Hi New Guy,Quote from thenewguy:
Sorry to be so late to the party, but I thought I'd offer my opinion....
I've worked in IT for a bunch of different prop firms, and in all sorts of areas of finance. I feel it totally depends on your trading style. The traders I most recently worked with were developing a black box system and we had the ping times down to less than 10ms for a round trip (although that's not including the exchange time). Once you add in the exchange time, (most exchanges like the CME allow up to a second to match the order) it really doesn't matter as much as you think it does. If you really, truly are scalping, or trying to hit some weird spreads or something, then yes, it'll matter a bit. If you're doing that and you're at home, however, you had better know that you are already at a massive disadvantage. I suspect, however, that most "scalpers" are a mix of scalping and trend trading but just call themselves scalpers. Plus, if you're trading futures, the que will negate any good ping times you can achieve, and if you're trading equities on NYSE ping times don't mean anything obviously, but they will help on the NASDAQ.
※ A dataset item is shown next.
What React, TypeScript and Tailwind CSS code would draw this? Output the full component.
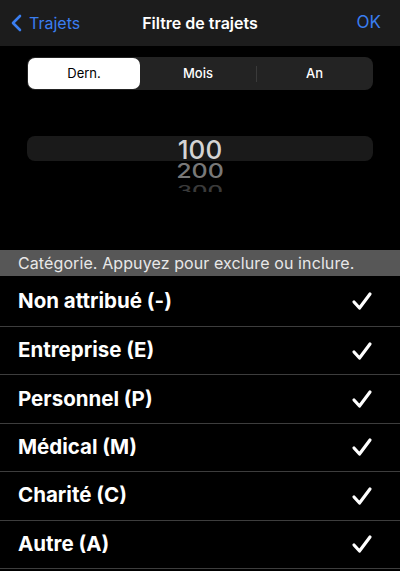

If you're trading from home, and you really think it's a concern, get a T1 unless you're on some weird island. It should be about $500 a month in most major connected cities (although i'm pulling that number out of my wazooo). DO NOT upgrade your router or anything like that, it's a waste of money. You're likely to get a 1-2 ms improvement on that, when you could get 4 months of a T1 for the same price and see a much bigger improvement. Also, try different ISPs and try to find one that shares the same facility as their backbone provider, if you can. The ISP we use (we direct connect to everything but the smallest of markets for us) shares a facility with EVERY major provider. We simply cross-connect to their cages for connectivity.
Hope that helps,
-The New Guy
Your reasoning is quite solid. For traders not having a direct setup with an exchange, you still have to figure in the time required by the broker's computer to check the authorization and margin/funding status of the account.
As I pointed out earlier, such discussions have been going for a long time already. Most millisecond-ping-dreamers always forget to account for these administrative processing times making a few miliseconds utterly insignificant under typical conditions.